Lucie runs into George throughout her time in Capri. She doesn’t know how she feels about him, but she can’t deny that there’s energy between them. George, like Lucie, is a member of high society, but his dress and behavior don’t conform to its social norms. Lucie feels irritated and intrigued every time they encounter one another. During one such encounter, Lucie kisses George. Afterward, she berates herself for losing control of her emotions.

After Isabel’s wedding ceremony, Lucie and George kiss again and engage in sexual foreplay. Charlotte catches them together and reveals that one of the event’s drones caught them on camera. George finds the drone and destroys the footage.

Years later, Lucie is living in Manhattan and pursuing a career in the arts. One day, her wealthy, elite boyfriend, Cecil Pine, stages an elaborate proposal outside the Metropolitan Museum of Art. Lucie accepts. She’s desperate to prove herself to her family and decides that ignoring Cecil’s idiosyncrasies is the best way to secure the future she wants.

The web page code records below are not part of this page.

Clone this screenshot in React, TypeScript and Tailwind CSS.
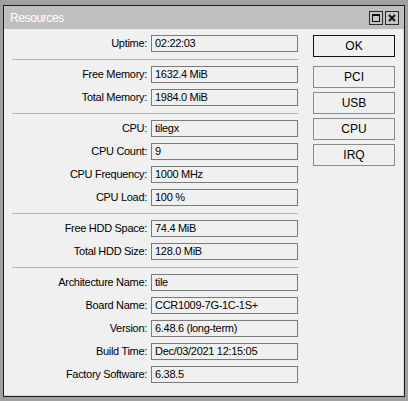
const FONT = { fontFamily: '"Liberation Sans", Arial, sans-serif' };

type Row = { label: string; value: string };

const sections: Row[][] = [
  [{ label: 'Uptime:', value: '02:22:03' }],
  [
    { label: 'Free Memory:', value: '1632.4 MiB' },
    { label: 'Total Memory:', value: '1984.0 MiB' },
  ],
  [
    { label: 'CPU:', value: 'tilegx' },
    { label: 'CPU Count:', value: '9' },
    { label: 'CPU Frequency:', value: '1000 MHz' },
    { label: 'CPU Load:', value: '100 %' },
  ],
  [
    { label: 'Free HDD Space:', value: '74.4 MiB' },
    { label: 'Total HDD Size:', value: '128.0 MiB' },
  ],
  [
    { label: 'Architecture Name:', value: 'tile' },
    { label: 'Board Name:', value: 'CCR1009-7G-1C-1S+' },
    { label: 'Version:', value: '6.48.6 (long-term)' },
    { label: 'Build Time:', value: 'Dec/03/2021 12:15:05' },
    { label: 'Factory Software:', value: '6.38.5' },
  ],
];

function Field({ label, value }: Row) {
  return (
    <div className="flex items-center h-[17px]">
      <div className="w-[135px] text-right text-black leading-none">{label}</div>
      <div className="ml-[4px] w-[147px] h-[17px] border border-[#7a7a7a] bg-[#f0f0f0] flex items-center pl-[3px] text-black leading-none">
        {value}
      </div>
    </div>
  );
}

function Button({ label, primary }: { label: string; primary?: boolean }) {
  return (
    <div
      className={
        'w-[82px] h-[22px] flex items-center justify-center bg-[#f0f0f0] text-black ' +
        (primary ? 'border border-[#111111]' : 'border border-[#8a8a8a]')
      }
    >
      <span className="text-[12px] leading-none">{label}</span>
    </div>
  );
}

export default function App() {
  return (
    <div className="w-[408px] h-[401px] bg-[#a0a0a0] pt-[5px] pl-[3px]" style={FONT}>
      <div className="w-[402px] h-[392px] border border-[#1c1c1c] bg-[#f0f0f0] flex flex-col">
        {/* title bar */}
        <div className="h-[23px] bg-[#bfbfbf] flex items-center pl-[6px] pr-[5px]">
          <span className="text-white text-[12px] tracking-[-0.4px] leading-none">Resources</span>
          <div className="ml-auto flex gap-[2px]">
            <div className="w-[14px] h-[14px] border border-[#2a2a2a] bg-[#c4c4c4] flex items-center justify-center">
              <div className="w-[8px] h-[8px] border border-[#111] border-t-2" />
            </div>
            <div className="w-[14px] h-[14px] border border-[#2a2a2a] bg-[#c4c4c4] flex items-center justify-center">
              <svg width="8" height="8" viewBox="0 0 8 8">
                <path d="M1 1 L7 7 M7 1 L1 7" stroke="#111" strokeWidth="2" />
              </svg>
            </div>
          </div>
        </div>

        {/* body */}
        <div className="flex-1 flex pl-[8px] pt-[6px] border-r border-b border-[#d4d4d4]">
          <div className="w-[286px] text-[11px] tracking-[-0.3px]">
            {sections.map((rows, i) => (
              <div key={i}>
                {i > 0 && <div className="mt-[7px] mb-[6px] h-px bg-[#b4b4b4]" />}
                <div className="flex flex-col gap-[6px]">
                  {rows.map((r) => (
                    <Field key={r.label} label={r.label} value={r.value} />
                  ))}
                </div>
              </div>
            ))}
          </div>
          <div className="ml-[15px] flex flex-col">
            <Button label="OK" primary />
            <div className="mt-[9px] flex flex-col gap-[4px]">
              <Button label="PCI" />
              <Button label="USB" />
              <Button label="CPU" />
              <Button label="IRQ" />
            </div>
          </div>
        </div>
      </div>
    </div>
  );
}
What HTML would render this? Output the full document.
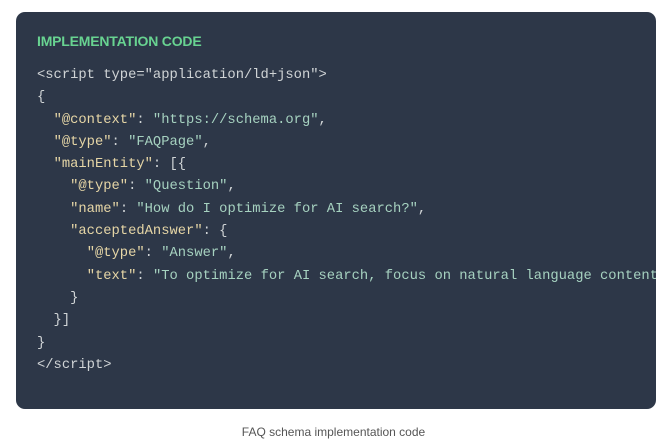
<!DOCTYPE html>
<html><head><style>
html,body{margin:0;padding:0;background:#fff;width:667px;height:443px;overflow:hidden}
.card{position:absolute;left:16px;top:12px;width:640px;height:397px;background:#2d3748;border-radius:9px;overflow:hidden}
.t{position:absolute;left:21px;top:21px;font:bold 14px "Liberation Sans",sans-serif;color:#68d391;letter-spacing:-0.2px}
pre{position:absolute;left:21px;top:53px;margin:0;font:13.8px/22.3px "Liberation Mono",monospace;color:#d0d4d6;white-space:pre}
.k{color:#e6d6a6}.s{color:#a6d2c0}
.cap{position:absolute;top:425px;left:0;width:667px;text-align:center;font:12px "Liberation Sans",sans-serif;color:#555}
</style></head><body>
<div class="card"><div class="t">IMPLEMENTATION CODE</div>
<pre>&lt;script type="application/ld+json"&gt;
{
  <span class="k">"@context"</span>: <span class="s">"https://schema.org"</span>,
  <span class="k">"@type"</span>: <span class="s">"FAQPage"</span>,
  <span class="k">"mainEntity"</span>: [{
    <span class="k">"@type"</span>: <span class="s">"Question"</span>,
    <span class="k">"name"</span>: <span class="s">"How do I optimize for AI search?"</span>,
    <span class="k">"acceptedAnswer"</span>: {
      <span class="k">"@type"</span>: <span class="s">"Answer"</span>,
      <span class="k">"text"</span>: <span class="s">"To optimize for AI search, focus on natural language content</span>
    }
  }]
}
&lt;/script&gt;</pre></div>
<div class="cap">FAQ schema implementation code</div>
</body></html>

Shortly after, Lucie is shocked and furious when she discovers that Rosemary and George are renting the beach house near her family’s summer house in East Hampton. As soon as she sees George again, her old feelings reawaken. She tries to deny what’s happening but feels overcome by emotion when she discovers that one of Isabel’s wedding guests turned her story with George into a feature film, which is set to premiere at a festival in Toronto. She and George have another sexual encounter, which inspires Lucie to dismiss him from her life. George professes his love for Lucie and insists that he sees and understands her better than Cecil ever will. Lucie eventually breaks off her engagement, and she and George marry and honeymoon in Capri.